Once the smell got into my nose, even outside on the patio, I could distinctly smell the bug juice wherever I put it. I also looked into the bottles, which had sat on the patio for several days. Of the approximately four inches of fluid in the bottles, two inches appear to be solid dead flies. That’s a lot of dead flies. That brings to mind a macabre story of our houseguest Maggie. Like many retiring people (including Kim), Maggie loves birds. And guess what birds love more than anything? Yes, bugs and flies. Maggie, the kindest soul I know, kills and collects bugs and flies and every day lays them out for the birds to enjoy. Apparently it’s a very effective way to get rid of dead or injured bugs and flies. Who knew?

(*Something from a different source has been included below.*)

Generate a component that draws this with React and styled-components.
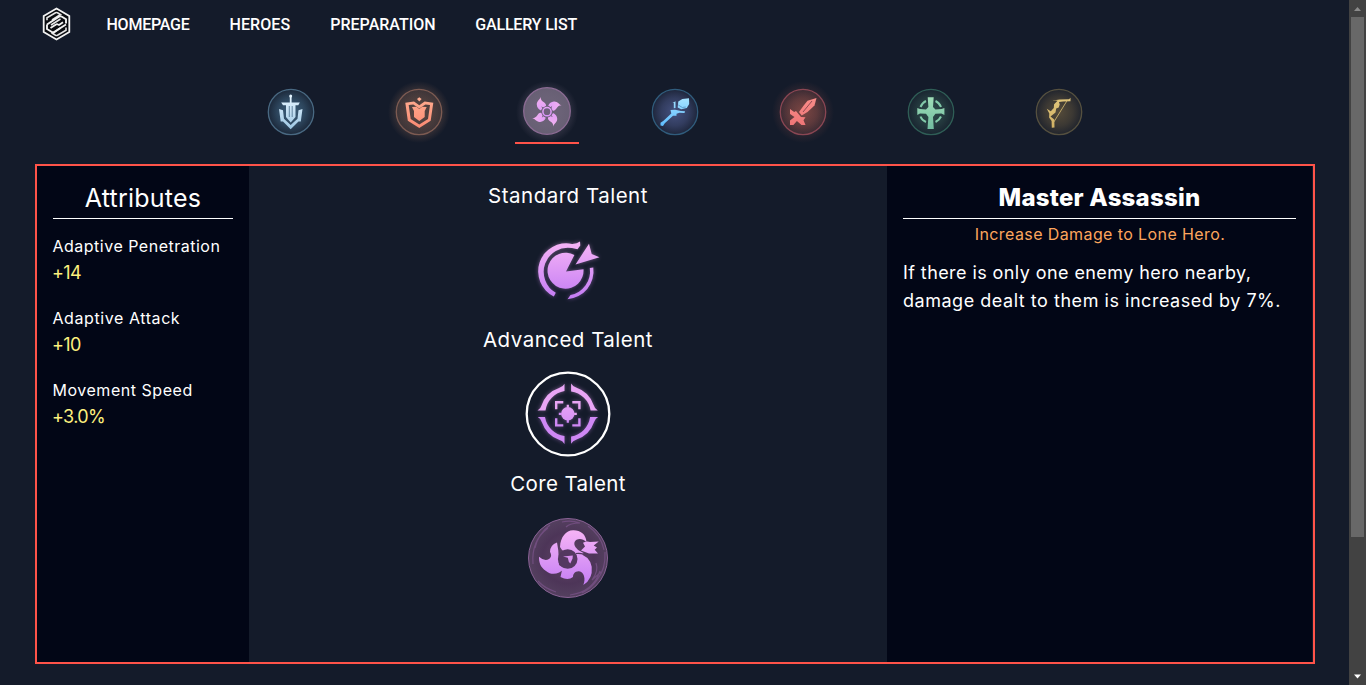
import React from "react";
import styled, { createGlobalStyle } from "styled-components";

const Global = createGlobalStyle`
  *, *::before, *::after { box-sizing: border-box; }
  body { margin: 0; background: #141b2a; overflow: hidden; }
  h2, h3, p, dl, dt, dd { margin: 0; font-weight: 400; }
`;

const Window = styled.div`
  display: flex;
  height: 685px;
  color: #fff;
  font-family: Inter, "Noto Sans", sans-serif;
`;
const Page = styled.div`
  flex: 1;
  display: flex;
  flex-direction: column;
`;
const Header = styled.header`
  display: flex;
  align-items: center;
  height: 48px;
  padding-left: 42px;
  gap: 35.5px;
`;
const Nav = styled.nav`
  display: flex;
  gap: 40px;
  padding-top: 2px;
`;
const NavLink = styled.a`
  width: ${(p) => p.$width}px;
  font: 500 16px/24px Roboto, sans-serif;
  letter-spacing: ${(p) => p.$track}px;
  white-space: nowrap;
`;
const RoleBar = styled.div`
  display: flex;
  justify-content: center;
  margin-top: 32px;
  height: 64px;
`;
const RoleSlot = styled.div`
  width: 128px;
  display: flex;
  justify-content: center;
`;
const RoleButton = styled.div`
  width: 64px;
  height: 64px;
  border-bottom: 2px solid ${(p) => (p.$active ? "#ff5349" : "transparent")};
  svg { display: block; overflow: visible; }
`;
const Board = styled.main`
  display: flex;
  height: 500px;
  margin: 20px 34px 0 35px;
  border: 2px solid #ff5349;
`;
const Column = styled.section`
  flex: 0 0 ${(p) => p.$width}px;
  padding: 16px;
  background: ${(p) => (p.$dark ? "#020616" : "transparent")};
`;
const Heading = styled.h2`
  height: 37px;
  border-bottom: 1px solid #fff;
  text-align: center;
  white-space: nowrap;
  font-size: ${(p) => p.$size || 24}px;
  font-weight: ${(p) => p.$weight || 400};
  line-height: 32px;
  letter-spacing: ${(p) => p.$track}px;
`;
const Stats = styled.dl`
  display: flex;
  flex-direction: column;
  gap: 20px;
  margin-top: 15px;
`;
const StatName = styled.dt`
  margin-left: -0.5px;
  font-size: 16px;
  line-height: 24px;
  letter-spacing: ${(p) => p.$track}px;
  white-space: nowrap;
`;
const StatValue = styled.dd`
  margin-left: -1px;
  padding-top: 1px;
  font-size: 18px;
  line-height: 27px;
  letter-spacing: -0.6px;
  color: #fdf07e;
`;
const Talent = styled.div`
  display: flex;
  flex-direction: column;
  align-items: center;
  height: 144px;
  svg { margin-top: 18px; overflow: visible; }
`;
const TalentTitle = styled.h3`
  font-size: 20.5px;
  line-height: 28px;
  letter-spacing: ${(p) => p.$track}px;
`;
const Summary = styled.p`
  margin-top: 3px;
  padding-left: 1px;
  text-align: center;
  font-size: 16px;
  line-height: 24px;
  letter-spacing: 0.4px;
  color: #fca55d;
`;
const Description = styled.p`
  margin-top: 13px;
  font-size: 18px;
  line-height: 28px;
  white-space: nowrap;
`;
const DescriptionLine = styled.span`
  display: block;
  letter-spacing: ${(p) => p.$track}px;
`;
const Scrollbar = styled.aside`
  width: 17px;
  display: flex;
  flex-direction: column;
  align-items: center;
  background: #424242;
`;
const Thumb = styled.div`
  width: 13px;
  height: 520px;
  background: #686868;
`;
const ScrollArrow = styled.svg`
  width: 17px;
  height: 17px;
  margin-top: ${(p) => (p.$end ? "auto" : 0)};
`;

const Logo = () => (
  <svg width="29" height="34" viewBox="0 0 29 34" fill="none">
    <path d="M14.5 1.5 27.3 9v16L14.5 32.500 1.700 25V9Z" fill="#0a0c10" stroke="#f2f2f2" strokeWidth="1.8" />
    <path d="M5 13.300V10.800L13.500 5.800q1-.5 2 0l3 1.700-8.500 5.500M24 20.500v2.700l-8.500 5q-1 .5-2 0l-3-1.700 8-5.500" stroke="#e4e4e4" strokeWidth="1.600" />
    <path d="M5 17.500 17 9.600q1.500-.8 3 .1l4 2.500v4.300M24 17.500l-11.500 7.300q-1.500.8-3 0L5 22v-4.500M8.500 21l5.500-3.500q1-.7 2 0l1 .5 4-2.700" stroke="#f2f2f2" strokeWidth="1.900" />
    <path d="m9 18 9.500-6" stroke="#e8e8e8" strokeWidth="1.500" />
  </svg>
);

const blades = [0, 90, 180, 270];

const roles = [
  {
    id: "tank", ring: "#496982", glow: "#4a7798", top: "#e4f4ff", bottom: "#9fc8e4", tint: 0.75,
    art: (
      <>
        <circle cx="31.7" cy="16" r="1.5" />
        <path d="M30.800 16h1.800v6.500h8.200l-1.500 2.700H36.500V37l-4.800 5.500L27 37V25.200H24l-1.800-2.700h8.600Z" />
        <path d="M20 29l4 1.200 1 8.500 6.700 6.300 6.800-6.300 1-8.500 4-1.200-1.700 12.500h-2.300L31.700 49.200 24 41.500h-2.300Z" />
        <path d="M30.300 26v11M33.200 26v11" stroke="#496e8b" strokeWidth=".8" />
      </>
    ),
  },
  {
    id: "fighter", ring: "#7d5b52", glow: "#8c6552", top: "#ffad91", bottom: "#fb8a72", tint: 0.42, halo: 0.28,
    art: (
      <>
        <path d="m32.300 17.300 2.300 1.700-2.300 2.500L30 19Z" />
        <path d="M18.300 22.700 27 21.500l5.300 3.700 5.300-3.700 8.700 1.200-2.600 18-11.400 7.200-11.500-7.200Zm3.400 2.300 2 14 8.600 5.600 8.700-5.600 2-14-4.600-.4-6.100 3.800-6-3.800Z" fillRule="evenodd" />
        <path d="M25 27l4.500-.3 2.800 2.200 2.900-2.200 4.500.3-2 4v6l-5.400 4-5.300-4v-6Z" />
      </>
    ),
  },
  {
    id: "assassin", ring: "#8b6b93", glow: "#6b6277", top: "#f3b2f0", bottom: "#c683ff", active: true, halo: 0.3,
    art: (
      <>
        {blades.map((a) => (
          <path key={a} transform={`rotate(${a} 32 31.7)`} d="M25.600 17C24.800 20 21.500 21 21.800 24.800 22 27.500 23.500 29.500 26 30.500L27.500 28 26 26.500 29 27.500 31 26C31.800 22 25.500 22.500 25.600 17Z" />
        ))}
        <circle cx="32" cy="31.700" r="5.600" fill="#70617d" />
        <circle cx="32" cy="31.700" r="4.100" fill="none" stroke="url(#ink-assassin)" strokeWidth="1.500" />
      </>
    ),
  },
  {
    id: "mage", ring: "#305c7c", glow: "#536198", top: "#a8e4ff", bottom: "#58baff", tint: 0.78,
    art: (
      <>
        <path d="m35.300 21.500 4-2.600 6.700-.7.200 5.800-2.400 4-5.600 1.200-3.500-1.700Z" />
        <path d="m29.500 23 3-1.700v6.600l-1.700.3v-5.200ZM27.500 30l4.500-.2 6 1.300 4 .1-.5 1.800-5-.2-3 1v2h-3.500l-8.200 7.500-1.800 2.800-2.500-.5v-2.800l3-2 7.800-7.200Z" />
        <path d="m35.300 25 4 2.500 3.500-.5" fill="none" stroke="#528fc0" strokeWidth=".8" />
      </>
    ),
  },
  {
    id: "warrior", ring: "#8a4653", glow: "#945049", top: "#f98d89", bottom: "#ed7375", tint: 0.78, halo: 0.18,
    art: (
      <>
        <path d="m45.500 18-2 7.500-7 6.500-5.800 3.600-2.700-3.600 4.500-6.300 4-5Z" />
        <path d="m32 32 9-11" stroke="#924952" strokeWidth="1" />
        <path d="m19 29 4.200 3 1.800-1 5 6 4.500.2-2 3L34.500 45h-4l-4.600-4-3.500 4H19v-4.500l4.500-3.500L19 34Z" />
      </>
    ),
  },
  {
    id: "support", ring: "#2f5e56", glow: "#487e6b", top: "#a0deb8", bottom: "#72bda0", tint: 0.5,
    art: (
      <>
        <path d="M28.700 17.300h6L34 27l2.500 2.500 6-.4 2.900-1v7l-3-1.500-6 .2L34 37l.8 12h-6.300l.9-12-2.400-3.200-6-.2-2.700 1.500v-7l2.700 1 6 .4 2.400-2.500Z" />
        <path d="M21.500 27q2-4.500 5.500-6M36.500 21q4 2 5.500 6M21.500 36.500q1.500 4 5.500 5.500M36.500 42q4-2 5.500-5.500" fill="none" stroke="#82c9a9" strokeWidth="2" />
      </>
    ),
  },
  {
    id: "marksman", ring: "#55503f", glow: "#7c6843", top: "#e2c77c", bottom: "#d0b063", tint: 0.62,
    art: (
      <>
        <path d="m24.500 20.700 8-1.200 9.500-.3 1.500-1.400v3.400l-7.500.2-4 .5.700 2.500-1 3-2.500 1-.7 4-5 4 3.800 3.200.2 7.900-2.700.2-.2-6.700-2.500-3.500.2-4-2.500-4.800 4 2.500 3-3.200.3-3.700 3.500-3.500-2.200-.4Z" />
        <path d="M40.300 20.300 26.500 42.500" stroke="#cbb16c" strokeWidth=".9" />
      </>
    ),
  },
];

const RoleIcon = ({ role }) => (
  <svg width="64" height="64" viewBox="0 0 64 64">
    <defs>
      <radialGradient id={`glow-${role.id}`}>
        <stop offset="0" stopColor={role.glow} stopOpacity={role.active ? 1 : role.tint} />
        <stop offset=".6" stopColor={role.glow} stopOpacity={role.active ? 1 : role.tint * 0.62} />
        <stop offset="1" stopColor={role.glow} stopOpacity={role.active ? 0.94 : role.tint * 0.2} />
      </radialGradient>
      <radialGradient id={`halo-${role.id}`}>
        <stop offset=".7" stopColor={role.glow} stopOpacity={role.halo} />
        <stop offset="1" stopColor={role.glow} stopOpacity="0" />
      </radialGradient>
      <linearGradient id={`ink-${role.id}`} gradientUnits="userSpaceOnUse" x1="0" y1="17" x2="0" y2="48">
        <stop stopColor={role.top} />
        <stop offset="1" stopColor={role.bottom} />
      </linearGradient>
    </defs>
    {role.halo && <circle cx="32" cy="32" r="31" fill={`url(#halo-${role.id})`} />}
    <circle cx="32" cy={role.active ? 31 : 32} r={role.active ? 23.300 : 22.700} fill={`url(#glow-${role.id})`} stroke={role.ring} strokeWidth="1.300" />
    <g fill={`url(#ink-${role.id})`}>{role.art}</g>
  </svg>
);

const TalentFrame = ({ children }) => (
  <svg width="84" height="84" viewBox="0 0 84 84">
    <defs>
      <linearGradient id="violet" gradientUnits="userSpaceOnUse" x1="0" y1="14" x2="0" y2="70">
        <stop stopColor="#f6b4f6" />
        <stop offset="1" stopColor="#c47df4" />
      </linearGradient>
      <radialGradient id="orb">
        <stop stopColor="#634669" />
        <stop offset=".65" stopColor="#4d3558" />
        <stop offset="1" stopColor="#54405f" />
      </radialGradient>
      <filter id="bloom" x="-20%" y="-20%" width="140%" height="140%">
        <feGaussianBlur stdDeviation="2" />
      </filter>
    </defs>
    {children}
  </svg>
);

const Glowing = ({ children }) => (
  <>
    <g fill="url(#violet)" filter="url(#bloom)" opacity=".45">{children}</g>
    <g fill="url(#violet)">{children}</g>
  </>
);

const StandardIcon = () => (
  <TalentFrame>
    <Glowing>
      <path d="M40 43.500 48.400 27A18 18 0 1 0 57.500 41.300Z" />
      <path d="M63 15.700 65.700 26 73.500 29.300 49.500 36.500Z" />
      <path d="M54 13.500 54.300 17.500 51.500 21.300 46 20A24.200 24.200 0 0 0 29.800 64.800L27.800 68.400A28 28 0 0 1 46 15.900Q51 16 54 13.500Z" />
      <path d="M63.800 39.900 67.300 39.500A28 28 0 0 1 41.500 71.200L44.500 67A24 24 0 0 0 63.800 39.900Z" />
    </Glowing>
  </TalentFrame>
);

const quadrantTints = ["#e9a5f5", "#e9a5f5", "#cf88f5", "#cf88f5"];

const AdvancedIcon = () => (
  <TalentFrame>
    <circle cx="42" cy="42" r="41.300" fill="none" stroke="#fff" strokeWidth="2.300" />
    <Glowing>
      {blades.map((a, i) => (
        <g key={a} transform={`rotate(${a} 41.8 41.8)`} fill={quadrantTints[i]}>
          <path d="M38.500 11.800V19A23 23 0 0 0 19.500 38.500H11.500Q14.800 36.500 15.500 33.500A28 28 0 0 1 33 16Q37 14.800 38.500 11.800Z" />
          <path d="M29 29h8.300v2.400h-5.900v5.900H29ZM40.700 35.500v-2.700h2.200v2.700Z" />
        </g>
      ))}
      <circle cx="41.800" cy="41.800" r="6.700" />
    </Glowing>
  </TalentFrame>
);

const CoreIcon = () => (
  <TalentFrame>
    <circle cx="42" cy="42" r="39.500" fill="url(#orb)" stroke="#8a6295" />
    <g fill="none" stroke="#704d7e" strokeWidth="1.200">
      <path d="M7 48Q5 25 22 12M36 6q9-2 18 1-10 0-14 4M24 9Q12 18 9 32M74 55Q67 76 44 79M30 76Q18 72 12 65M79 36q1 17-8 28-5 8-15 13M62 10q13 9 16 24M70 47q3 8-4 17l9-8" />
    </g>
    <g fill="url(#violet)">
      <path d="M34 31C34.500 21 40 14.500 47 14.300 54 14 60 18 60.500 26 56 21.500 50 22.500 48.600 26c-1 3 1 5.500 3.500 8l5.500 3-5 7L36 34Z" />
      <path d="M57 26.800q4-2 7-.8l8.700-.5-5 4 3.300 2-2.300 2.200 3.300 3.800H63l-8-3 4-4Z" />
      <path d="M13 40.700q5.500 5 10 2.300c3-2.200 2.300-4.700 1-7Q24 29 31 26.500l1.300 8L33 49l5.500 3.500C33 58 26 60 20 55 14 51 13 46 13 40.700Z" />
      <path d="M51 35.500Z M50 36Q64 40 65.700 50.700 67 63 57.300 69C60 63 58 56 53 55.300 49 55 47 58 47 61q-5 4-12.500 0l2-9Z" />
    </g>
    <path d="M50 37.500q6-1 14 3" fill="none" stroke="#543860" strokeWidth="1.200" />
    <circle cx="41.700" cy="43" r="9.800" fill="#543860" />
    <path d="m37 40.500 9.800-1-.2 3-2.300 5-1.500-1.800-1-4Z" fill="#d88fef" />
  </TalentFrame>
);

const links = [
  { text: "HOMEPAGE", width: 83, track: -0.24 },
  { text: "HEROES", width: 60.8, track: 0.08 },
  { text: "PREPARATION", width: 105, track: 0 },
  { text: "GALLERY LIST", width: 102, track: -0.18 },
];
const stats = [
  { name: "Adaptive Penetration", value: "+14", track: 0.5 },
  { name: "Adaptive Attack", value: "+10", track: 0.58 },
  { name: "Movement Speed", value: "+3.0%", track: 0.53 },
];
const talents = [
  { title: "Standard Talent", Icon: StandardIcon, track: 0.5 },
  { title: "Advanced Talent", Icon: AdvancedIcon, track: 0.48 },
  { title: "Core Talent", Icon: CoreIcon, track: 0.4 },
];

export default function App() {
  return (
    <Window>
      <Global />
      <Page>
        <Header>
          <Logo />
          <Nav>
            {links.map((l) => (
              <NavLink key={l.text} $width={l.width} $track={l.track}>{l.text}</NavLink>
            ))}
          </Nav>
        </Header>
        <RoleBar>
          {roles.map((role) => (
            <RoleSlot key={role.id}>
              <RoleButton $active={role.active}><RoleIcon role={role} /></RoleButton>
            </RoleSlot>
          ))}
        </RoleBar>
        <Board>
          <Column $width={212} $dark>
            <Heading $size={25} $track={0.25}>Attributes</Heading>
            <Stats>
              {stats.map((s) => (
                <div key={s.name}>
                  <StatName $track={s.track}>{s.name}</StatName>
                  <StatValue>{s.value}</StatValue>
                </div>
              ))}
            </Stats>
          </Column>
          <Column $width={638}>
            {talents.map(({ title, Icon, track }) => (
              <Talent key={title}>
                <TalentTitle $track={track}>{title}</TalentTitle>
                <Icon />
              </Talent>
            ))}
          </Column>
          <Column $width={425} $dark>
            <Heading $weight={800} $track={0.22}>Master Assassin</Heading>
            <Summary>Increase Damage to Lone Hero.</Summary>
            <Description>
              <DescriptionLine $track={0.42}>If there is only one enemy hero nearby,</DescriptionLine>
              <DescriptionLine $track={0.53}>damage dealt to them is increased by 7%.</DescriptionLine>
            </Description>
          </Column>
        </Board>
      </Page>
      <Scrollbar>
        <ScrollArrow viewBox="0 0 17 17"><path d="M5 11 8.500 7 12 11Z" fill="#8b8b8b" /></ScrollArrow>
        <Thumb />
        <ScrollArrow $end viewBox="0 0 17 17"><path d="M5 6.500 8.500 10.500 12 6.500Z" fill="#fff" /></ScrollArrow>
      </Scrollbar>
    </Window>
  );
}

Recently I saw in Hammacher Schlemmer a new contraption for chasing away flying insects. It’s a small Mylar propeller that you put on the table and the spinning chases flying insects away. We tried them out last night and had no flies. But then today, when Maggie was out on the patio on a sunny afternoon she got chased in by the flies. Assuming it wasn’t a case of the fly grapevine getting the word out on Maggie, I have assumed the flies are a bigger problem in the heat of day than in the evening. Between the zappers, the bug racquet, the bug soup (hidden in the bushes far away since Kim won’t let me throw it out for ecological reasons until it dries out) and now the spinners, I think I am getting the outdoor fly and bug situation under control. I would hope so since we are now past mid-June when the fly and bug season is supposed to end anyway.

1 thought on “Bug Soup”

  1. If they weren’t poisoned, I would be happy to take your dead flies home to the cactus wrens. Yesterday when I was sitting out by the hot tub , I wondered what that odor was. Now I know.